Se entiende ahora que es la santidad de vida la que hace nuestras predicaciones vivas y no aburridas porque es una Vida la que transmitimos con nuestra vida. Se entiende que santos que a penas sabían leer como Santa Catalina de Siena, hayan sido instruidos de tal modo en esta escuela que fueron declarados doctores de la Iglesia ellos podrían perfectamente decir, como San Juan: «lo que hemos visto y oído, os lo anunciamos para que también vosotros estéis en comunión con nosotros.» (Jn 1, 3)

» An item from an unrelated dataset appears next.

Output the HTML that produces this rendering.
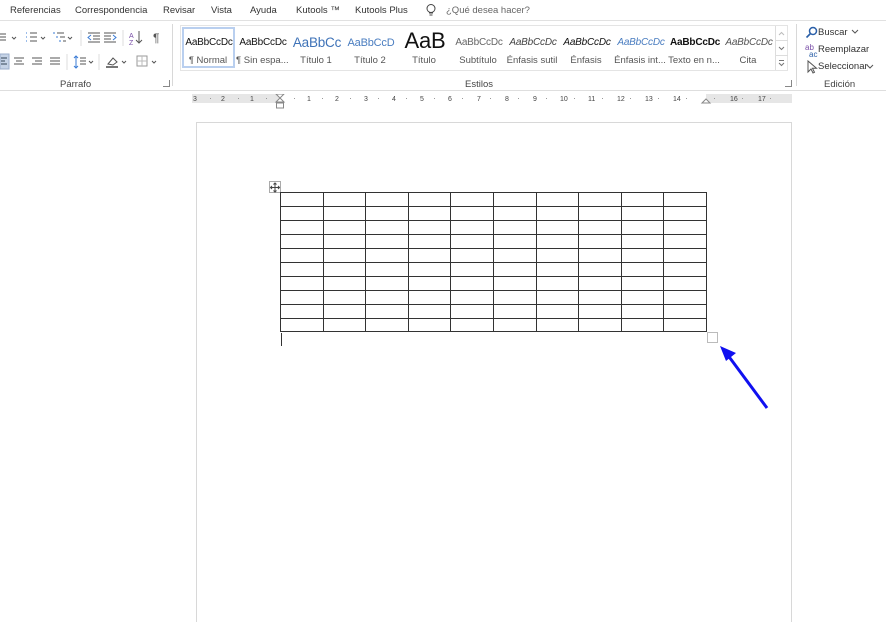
<!DOCTYPE html>
<html><head><meta charset="utf-8">
<style>
*{margin:0;padding:0;box-sizing:border-box}
body{width:886px;height:612px;background:#fff;font-family:"Liberation Sans",sans-serif;position:relative;overflow:hidden;color:#333}
.a{position:absolute;white-space:nowrap}
.tab{font-size:9.5px;top:5px;color:#333}
.sty{position:absolute;top:30px;width:52px;height:38px;text-align:center;overflow:hidden}
.sty .p{font-size:10px;height:22px;line-height:26px;overflow:hidden;white-space:nowrap;letter-spacing:-0.2px;width:50px;margin-left:2px}
.sty .n{font-size:9.5px;color:#555;margin-top:3px;white-space:nowrap;overflow:hidden}
.rl{position:absolute;top:96px;font-size:7px;color:#444}
</style></head><body>
<div class="a tab" style="left:10px">Referencias</div>
<div class="a tab" style="left:75px">Correspondencia</div>
<div class="a tab" style="left:163px">Revisar</div>
<div class="a tab" style="left:211px">Vista</div>
<div class="a tab" style="left:250px">Ayuda</div>
<div class="a tab" style="left:296px">Kutools ™</div>
<div class="a tab" style="left:355px">Kutools Plus</div>
<svg class="a" style="left:425px;top:3px" width="12" height="14"><circle cx="6" cy="5.5" r="4" fill="none" stroke="#444"/><path d="M4 10h4M4.5 12h3" stroke="#444"/></svg>
<div class="a tab" style="left:446px;color:#666">¿Qué desea hacer?</div>
<div class="a" style="left:0;top:20px;width:886px;height:1px;background:#e1e1e1"></div>

<svg class="a" style="left:0;top:28px" width="175" height="45" stroke="#555" fill="none" stroke-width="1">
<path d="M0 6h6M0 9h6M0 12h6"/><path d="M12 9l2 2 2-2"/>
<path d="M26 5h1M26 9h1M26 13h1" stroke="#3a7bd5"/><path d="M30 5h7M30 9h7M30 13h7"/><path d="M41 9l2 2 2-2"/>
<path d="M53 5h2M56 9h2M59 13h2" stroke="#3a7bd5"/><path d="M57 5h7M60 9h5M63 13h3"/><path d="M68 9l2 2 2-2"/>
<path d="M81 2v16" stroke="#ddd"/>
<path d="M88 5h12M93 8h7M93 11h7M88 14h12"/><path d="M91 7l-3 2.5 3 2.5" stroke="#3a7bd5"/>
<path d="M104 5h12M104 8h7M104 11h7M104 14h12"/><path d="M113 7l3 2.5-3 2.5" stroke="#3a7bd5"/>
<path d="M123 2v16" stroke="#ddd"/>
<text x="129" y="10" font-size="7" fill="#7a4fa8" stroke="none">A</text><text x="129" y="17" font-size="7" fill="#7a4fa8" stroke="none">Z</text><path d="M139 3v12M136 12l3 3 3-3"/>
<text x="153" y="14" font-size="12" fill="#555" stroke="none">¶</text>
<rect x="0" y="26" width="9" height="15" fill="#c5d3e6" stroke="#9aaecb"/><path d="M1 30h6M1 33h4M1 36h6" stroke="#345"/>
<path d="M14 30h10M16 33h6M14 36h10M32 30h10M35 33h7M32 36h10M50 30h10M50 33h10M50 36h10"/>
<path d="M67 26v16" stroke="#ddd"/>
<path d="M76 28v12M74 30l2-2 2 2M74 38l2 2 2-2" stroke="#3a7bd5"/><path d="M80 30h6M80 33h6M80 36h6"/><path d="M89 33l2 2 2-2"/>
<path d="M99 26v16" stroke="#ddd"/>
<path d="M108 36l5-6 4 4-4 3z"/><path d="M106 39h12" stroke="#777" stroke-width="2"/><path d="M122 33l2 2 2-2"/>
<rect x="137" y="28" width="10" height="10" stroke="#999"/><path d="M142 28v10M137 33h10" stroke="#bbb"/><path d="M152 33l2 2 2-2"/>
</svg>
<div class="a" style="left:60px;top:79px;font-size:9.5px;color:#444">Párrafo</div>
<div class="a" style="left:163px;top:80px;width:7px;height:7px;border:1px solid #888;border-top:none;border-left:none"></div>
<div class="a" style="left:172px;top:24px;width:1px;height:62px;background:#d8d8d8"></div>

<div class="a" style="left:180px;top:25px;width:608px;height:46px;border:1px solid #e4e4e4"></div>
<div class="a" style="left:182px;top:27px;width:53px;height:41px;border:2px solid #b9cfef"></div>
<div class="sty" style="left:182px"><div class="p" style="color:#111">AaBbCcDc</div><div class="n">¶ Normal</div></div>
<div class="sty" style="left:236px"><div class="p" style="color:#111">AaBbCcDc</div><div class="n">¶ Sin espa...</div></div>
<div class="sty" style="left:290px"><div class="p" style="color:#3f73b8;font-size:13.5px">AaBbCc</div><div class="n">Título 1</div></div>
<div class="sty" style="left:344px"><div class="p" style="color:#4a7dc0;font-size:11px">AaBbCcD</div><div class="n">Título 2</div></div>
<div class="sty" style="left:398px"><div class="p" style="color:#111;font-size:22px;line-height:22px">AaB</div><div class="n">Título</div></div>
<div class="sty" style="left:452px"><div class="p" style="color:#666">AaBbCcDc</div><div class="n">Subtítulo</div></div>
<div class="sty" style="left:506px"><div class="p" style="color:#444;font-style:italic">AaBbCcDc</div><div class="n">Énfasis sutil</div></div>
<div class="sty" style="left:560px"><div class="p" style="color:#111;font-style:italic">AaBbCcDc</div><div class="n">Énfasis</div></div>
<div class="sty" style="left:614px"><div class="p" style="color:#4a7dc0;font-style:italic">AaBbCcDc</div><div class="n">Énfasis int...</div></div>
<div class="sty" style="left:668px"><div class="p" style="color:#111;font-weight:bold">AaBbCcDc</div><div class="n">Texto en n...</div></div>
<div class="sty" style="left:722px"><div class="p" style="color:#555;font-style:italic">AaBbCcDc</div><div class="n">Cita</div></div>
<div class="a" style="left:775px;top:26px;width:12px;height:44px;border-left:1px solid #ddd;background:#fff"></div>
<svg class="a" style="left:775px;top:26px" width="13" height="44" stroke="#777" fill="none"><path d="M0 14.5h13M0 29.5h13" stroke="#ddd"/><path d="M4 9l2.5-2.5 2.5 2.5" stroke="#bbb"/><path d="M4 21l2.5 2.5 2.5-2.5"/><path d="M4 34.5h5M4 37l2.5 2.5 2.5-2.5"/></svg>
<div class="a" style="left:465px;top:79px;font-size:9.5px;color:#444">Estilos</div>
<div class="a" style="left:785px;top:80px;width:7px;height:7px;border:1px solid #888;border-top:none;border-left:none"></div>
<div class="a" style="left:796px;top:24px;width:1px;height:62px;background:#d8d8d8"></div>

<svg class="a" style="left:804px;top:25px" width="16" height="50" fill="none">
<circle cx="9" cy="6" r="3.5" stroke="#2a5fa8" stroke-width="1.5"/><path d="M6.5 8.5l-4 4" stroke="#2a5fa8" stroke-width="1.6"/>
<text x="1" y="25" font-size="8" fill="#7a4fa8">ab</text><text x="5" y="32" font-size="8" fill="#2a5fa8">ac</text>
<path d="M4 36v11l3-3 2 4 1.5-.7-2-4h4z" stroke="#555"/>
</svg>
<div class="a" style="left:818px;top:27px;font-size:9.5px;color:#333">Buscar</div>
<svg class="a" style="left:851px;top:29px" width="8" height="6"><path d="M1 1l3 3 3-3" stroke="#555" fill="none"/></svg>
<div class="a" style="left:818px;top:44px;font-size:9.5px;color:#333">Reemplazar</div>
<div class="a" style="left:818px;top:61px;font-size:9.5px;color:#333">Seleccionar</div>
<svg class="a" style="left:866px;top:64px" width="8" height="6"><path d="M1 1l3 3 3-3" stroke="#555" fill="none"/></svg>
<div class="a" style="left:824px;top:79px;font-size:9.5px;color:#444">Edición</div>

<div class="a" style="left:0;top:90px;width:886px;height:1px;background:#dedede"></div>

<div class="a" style="left:192px;top:94px;width:600px;height:9px;background:#e6e6e6"></div>
<div class="a" style="left:280px;top:94px;width:426px;height:9px;background:#fff"></div>
<div class="rl" style="left:193px">3</div><div class="rl" style="left:221px">2</div><div class="rl" style="left:250px">1</div>
<div class="rl" style="left:307px">1</div><div class="rl" style="left:335px">2</div><div class="rl" style="left:364px">3</div><div class="rl" style="left:392px">4</div><div class="rl" style="left:420px">5</div><div class="rl" style="left:448px">6</div><div class="rl" style="left:477px">7</div><div class="rl" style="left:505px">8</div><div class="rl" style="left:533px">9</div><div class="rl" style="left:560px">10</div><div class="rl" style="left:588px">11</div><div class="rl" style="left:617px">12</div><div class="rl" style="left:645px">13</div><div class="rl" style="left:673px">14</div><div class="rl" style="left:730px">16</div><div class="rl" style="left:758px">17</div>
<svg class="a" style="left:190px;top:94px" width="604" height="16" fill="none" stroke="#999">
<path d="M20 4.5h1M48 4.5h1M76 4.5h1M104 4.5h1M132 4.5h1M160 4.5h1M188 4.5h1M216 4.5h1M244 4.5h1M272 4.5h1M300 4.5h1M328 4.5h1M356 4.5h1M384 4.5h1M412 4.5h1M440 4.5h1M468 4.5h1M496 4.5h1M524 4.5h1M552 4.5h1M580 4.5h1"/>
<path d="M86 0h8l-4 4 4 4h-8l4-4z" stroke="#888" fill="#fff"/><rect x="86.5" y="9" width="7" height="5" fill="#fff" stroke="#888"/>
<path d="M512 9l4-4 4 4z" fill="#fff" stroke="#888"/>
</svg>

<div class="a" style="left:196px;top:122px;width:596px;height:500px;border:1px solid #d8d8d8;border-bottom:none"></div>

<svg class="a" style="left:266px;top:180px" width="460" height="170" fill="none">
<rect x="3.5" y="1.5" width="11" height="11" stroke="#aaa" fill="#fff"/>
<path d="M9 3v9M4.5 7.5h9" stroke="#444"/><path d="M7.5 4.5L9 3l1.5 1.5M7.5 10.5L9 12l1.5-1.5M6 6l-1.5 1.5L6 9M12 6l1.5 1.5L12 9" stroke="#444"/>
<g stroke="#333" stroke-width="1">
<path d="M14.5 12.5h426M14.5 26.5h426M14.5 40.5h426M14.5 54.5h426M14.5 68.5h426M14.5 82.5h426M14.5 96.5h426M14.5 110.5h426M14.5 124.5h426M14.5 138.5h426M14.5 151.5h426"/>
<path d="M14.5 12v140M57.5 12v140M99.5 12v140M142.5 12v140M184.5 12v140M227.5 12v140M270.5 12v140M312.5 12v140M355.5 12v140M397.5 12v140M440.5 12v140"/>
</g>
<path d="M15.5 153v13" stroke="#333"/>
<rect x="441.5" y="152.5" width="10" height="10" stroke="#bbb" fill="#fff"/>
</svg>

<svg class="a" style="left:715px;top:340px" width="60" height="75">
<path d="M52 68L12 14" stroke="#1010f0" stroke-width="3"/>
<path d="M5 6L21 13 11 21z" fill="#1010f0"/>
</svg>
</body></html>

Por eso antes de hablar de lo que comprendemos de aquella manera nos toca bajar la cabeza con humildad para reconocer que no tenemos ni idea y en vez de dar consejitos al personal pedirle al Señor en la oración, como hicieron los apóstoles: edissere nobis parabolam! (Mt 13,36), «Maestro, enséñanos la parábola», para que comprendiendo yo, contemplando yo, dejándome instruir por ti, pueda a su vez dando de lo mío, que es Tuyo, enseñar a mi pueblo.
Con muchas parábolas parecidas les exponía la palabra, acomodándose a su entender. «Todo se lo exponía con parábolas, pero a sus discípulos se lo explicaba todo en privado» (Mc 4, 24). Aquí esta el quid de la cuestión. En esto consiste tomarse a Dios en serio.